* **To be done**
Leave out the pictures, then reproduce the rest of the material exactly.

* **Dataset excerpt**
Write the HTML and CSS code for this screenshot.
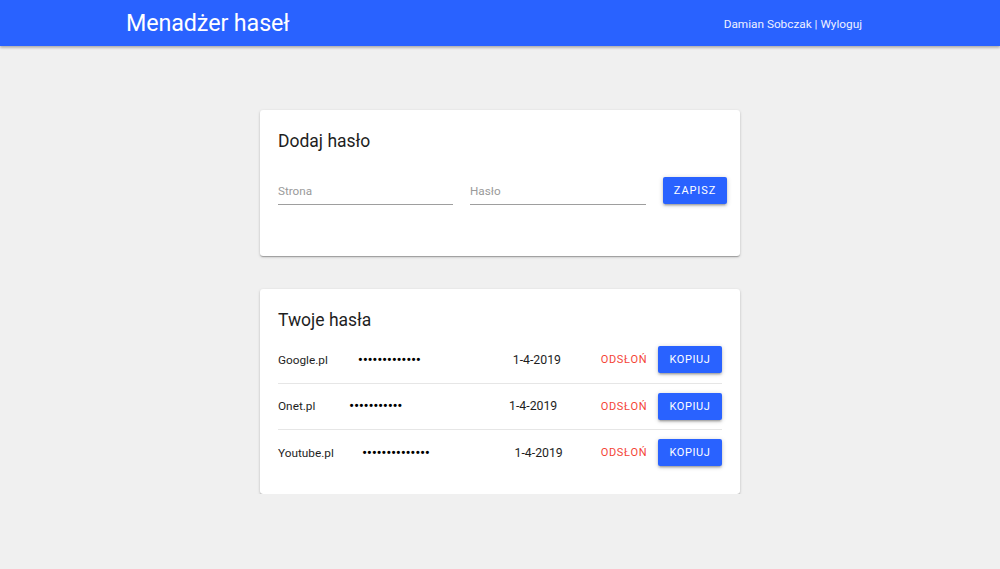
FILE: index.html
```html
<!DOCTYPE html>
<html lang="pl">
<head>
<meta charset="utf-8">
<title>Menadżer haseł</title>
<link rel="stylesheet" href="styles.css">
</head>
<body>
<header class="appbar">
  <h1 class="brand">Menadżer haseł</h1>
  <div class="user">Damian Sobczak | Wyloguj</div>
</header>
<main class="content">
  <section class="card card-add">
    <h2 class="card-title">Dodaj hasło</h2>
    <form class="add-form">
      <label class="field"><span class="field-label">Strona</span></label>
      <label class="field"><span class="field-label">Hasło</span></label>
      <button type="button" class="btn btn-primary btn-save">Zapisz</button>
    </form>
  </section>
  <section class="card card-list">
    <h2 class="card-title">Twoje hasła</h2>
    <ul class="entries">
      <li class="entry">
        <span class="entry-site">Google.pl</span>
        <div class="entry-mid">
          <span class="entry-secret">•••••••••••••</span>
          <span class="entry-spacer"></span>
          <span class="entry-date">1-4-2019</span>
        </div>
        <button type="button" class="btn btn-text">Odsłoń</button>
        <button type="button" class="btn btn-primary">Kopiuj</button>
      </li>
      <li class="entry">
        <span class="entry-site">Onet.pl</span>
        <div class="entry-mid">
          <span class="entry-secret">•••••••••••</span>
          <span class="entry-spacer"></span>
          <span class="entry-date">1-4-2019</span>
        </div>
        <button type="button" class="btn btn-text">Odsłoń</button>
        <button type="button" class="btn btn-primary">Kopiuj</button>
      </li>
      <li class="entry">
        <span class="entry-site">Youtube.pl</span>
        <div class="entry-mid">
          <span class="entry-secret">••••••••••••••</span>
          <span class="entry-spacer"></span>
          <span class="entry-date">1-4-2019</span>
        </div>
        <button type="button" class="btn btn-text">Odsłoń</button>
        <button type="button" class="btn btn-primary">Kopiuj</button>
      </li>
    </ul>
  </section>
</main>
</body>
</html>
```

FILE: styles.css
```css
* { box-sizing: border-box; }

html, body {
  margin: 0;
  padding: 0;
  background: #f0f0f0;
  font-family: Roboto, "Liberation Sans", Arial, sans-serif;
  color: #212121;
}

.appbar {
  height: 46px;
  background: #2962ff;
  color: #fff;
  display: flex;
  align-items: center;
  justify-content: space-between;
  padding: 0 138px 0 126px;
  box-shadow: 0 1px 3px rgba(0,0,0,.22), 0 2px 2px rgba(0,0,0,.12);
  position: relative;
}

.brand {
  margin: 0;
  font-size: 23.3px;
  font-weight: 400;
  line-height: 46px;
  letter-spacing: -0.1px;
}

.user {
  font-size: 11.8px;
  line-height: 46px;
  padding-top: 1px;
  color: #eef0ff;
}

.content {
  display: flex;
  flex-direction: column;
  align-items: center;
  gap: 33px;
  padding-top: 64px;
}

.card {
  width: 480px;
  background: #fff;
  border-radius: 3px;
  padding: 20px 18px 18px;
  box-shadow: 0 1px 3px 0 rgba(0,0,0,.2), 0 1px 1px 0 rgba(0,0,0,.14), 0 2px 1px -1px rgba(0,0,0,.12);
}

.card-title {
  margin: 0;
  font-size: 17.5px;
  font-weight: 400;
  line-height: 23px;
  color: #1e1e1e;
}

.card-add .card-title { margin-bottom: 24px; }
.card-list .card-title { margin-bottom: 5px; }

.add-form {
  display: grid;
  grid-template-columns: 175px 176px 64px;
  column-gap: 17px;
  margin: 0 -4px 33px 0;
  align-items: start;
}

.field {
  display: block;
  height: 28px;
  padding-top: 3px;
  border-bottom: 1px solid #9e9e9e;
}

.field-label {
  font-size: 11.7px;
  line-height: 16px;
  color: #9a9a9a;
}

.btn {
  font-family: Roboto, "Liberation Sans", Arial, sans-serif;
  font-size: 11px;
  font-weight: 400;
  letter-spacing: 0.6px;
  text-transform: uppercase;
  border: none;
  cursor: pointer;
  padding: 0 8px;
  height: 27px;
  line-height: 27px;
}

.btn-primary {
  width: 64px;
  background: #2962ff;
  color: #fff;
  border-radius: 2px;
  box-shadow: 0 1px 5px 0 rgba(0,0,0,.2), 0 2px 2px 0 rgba(0,0,0,.14), 0 3px 1px -2px rgba(0,0,0,.12);
}

.btn-save {
  letter-spacing: 0.9px;
}

.btn-text {
  min-width: 64px;
  background: transparent;
  color: #f44336;
  margin-right: 2px;
}

.entries {
  list-style: none;
  margin: 0;
  padding: 0;
}

.entry {
  display: flex;
  align-items: center;
  padding: 9.25px 0;
  border-bottom: 1px solid #e6e6e6;
}

.entry:last-child { border-bottom: none; }

.entry-site {
  font-size: 11.8px;
  color: #1e1e1e;
}

.entry-mid {
  flex: 1;
  display: flex;
  align-items: center;
  justify-content: space-around;
  margin: 0 8px 0 7px;
}

.entry-secret {
  font-size: 15.5px;
  letter-spacing: -0.4px;
  color: #000;
  line-height: 16px;
}

.entry-spacer { width: 0; }

.entry-date {
  font-size: 12.3px;
  color: #1e1e1e;
}
```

* **Result of this exercise**
Write the HTML and CSS code for this screenshot.
FILE: index.html
```html
<!DOCTYPE html>
<html lang="pl">
<head>
<meta charset="utf-8">
<title>Menadżer haseł</title>
<link rel="stylesheet" href="styles.css">
</head>
<body>
<header class="appbar">
  <h1 class="brand">Menadżer haseł</h1>
  <div class="user">Damian Sobczak | Wyloguj</div>
</header>
<main class="content">
  <section class="card card-add">
    <h2 class="card-title">Dodaj hasło</h2>
    <form class="add-form">
      <label class="field"><span class="field-label">Strona</span></label>
      <label class="field"><span class="field-label">Hasło</span></label>
      <button type="button" class="btn btn-primary btn-save">Zapisz</button>
    </form>
  </section>
  <section class="card card-list">
    <h2 class="card-title">Twoje hasła</h2>
    <ul class="entries">
      <li class="entry">
        <span class="entry-site">Google.pl</span>
        <div class="entry-mid">
          <span class="entry-secret">•••••••••••••</span>
          <span class="entry-spacer"></span>
          <span class="entry-date">1-4-2019</span>
        </div>
        <button type="button" class="btn btn-text">Odsłoń</button>
        <button type="button" class="btn btn-primary">Kopiuj</button>
      </li>
      <li class="entry">
        <span class="entry-site">Onet.pl</span>
        <div class="entry-mid">
          <span class="entry-secret">•••••••••••</span>
          <span class="entry-spacer"></span>
          <span class="entry-date">1-4-2019</span>
        </div>
        <button type="button" class="btn btn-text">Odsłoń</button>
        <button type="button" class="btn btn-primary">Kopiuj</button>
      </li>
      <li class="entry">
        <span class="entry-site">Youtube.pl</span>
        <div class="entry-mid">
          <span class="entry-secret">••••••••••••••</span>
          <span class="entry-spacer"></span>
          <span class="entry-date">1-4-2019</span>
        </div>
        <button type="button" class="btn btn-text">Odsłoń</button>
        <button type="button" class="btn btn-primary">Kopiuj</button>
      </li>
    </ul>
  </section>
</main>
</body>
</html>
```

FILE: styles.css
```css
* { box-sizing: border-box; }

html, body {
  margin: 0;
  padding: 0;
  background: #f0f0f0;
  font-family: Roboto, "Liberation Sans", Arial, sans-serif;
  color: #212121;
}

.appbar {
  height: 46px;
  background: #2962ff;
  color: #fff;
  display: flex;
  align-items: center;
  justify-content: space-between;
  padding: 0 138px 0 126px;
  box-shadow: 0 1px 3px rgba(0,0,0,.22), 0 2px 2px rgba(0,0,0,.12);
  position: relative;
}

.brand {
  margin: 0;
  font-size: 23.3px;
  font-weight: 400;
  line-height: 46px;
  letter-spacing: -0.1px;
}

.user {
  font-size: 11.8px;
  line-height: 46px;
  padding-top: 1px;
  color: #eef0ff;
}

.content {
  display: flex;
  flex-direction: column;
  align-items: center;
  gap: 33px;
  padding-top: 64px;
}

.card {
  width: 480px;
  background: #fff;
  border-radius: 3px;
  padding: 20px 18px 18px;
  box-shadow: 0 1px 3px 0 rgba(0,0,0,.2), 0 1px 1px 0 rgba(0,0,0,.14), 0 2px 1px -1px rgba(0,0,0,.12);
}

.card-title {
  margin: 0;
  font-size: 17.5px;
  font-weight: 400;
  line-height: 23px;
  color: #1e1e1e;
}

.card-add .card-title { margin-bottom: 24px; }
.card-list .card-title { margin-bottom: 5px; }

.add-form {
  display: grid;
  grid-template-columns: 175px 176px 64px;
  column-gap: 17px;
  margin: 0 -4px 33px 0;
  align-items: start;
}

.field {
  display: block;
  height: 28px;
  padding-top: 3px;
  border-bottom: 1px solid #9e9e9e;
}

.field-label {
  font-size: 11.7px;
  line-height: 16px;
  color: #9a9a9a;
}

.btn {
  font-family: Roboto, "Liberation Sans", Arial, sans-serif;
  font-size: 11px;
  font-weight: 400;
  letter-spacing: 0.6px;
  text-transform: uppercase;
  border: none;
  cursor: pointer;
  padding: 0 8px;
  height: 27px;
  line-height: 27px;
}

.btn-primary {
  width: 64px;
  background: #2962ff;
  color: #fff;
  border-radius: 2px;
  box-shadow: 0 1px 5px 0 rgba(0,0,0,.2), 0 2px 2px 0 rgba(0,0,0,.14), 0 3px 1px -2px rgba(0,0,0,.12);
}

.btn-save {
  letter-spacing: 0.9px;
}

.btn-text {
  min-width: 64px;
  background: transparent;
  color: #f44336;
  margin-right: 2px;
}

.entries {
  list-style: none;
  margin: 0;
  padding: 0;
}

.entry {
  display: flex;
  align-items: center;
  padding: 9.25px 0;
  border-bottom: 1px solid #e6e6e6;
}

.entry:last-child { border-bottom: none; }

.entry-site {
  font-size: 11.8px;
  color: #1e1e1e;
}

.entry-mid {
  flex: 1;
  display: flex;
  align-items: center;
  justify-content: space-around;
  margin: 0 8px 0 7px;
}

.entry-secret {
  font-size: 15.5px;
  letter-spacing: -0.4px;
  color: #000;
  line-height: 16px;
}

.entry-spacer { width: 0; }

.entry-date {
  font-size: 12.3px;
  color: #1e1e1e;
}
```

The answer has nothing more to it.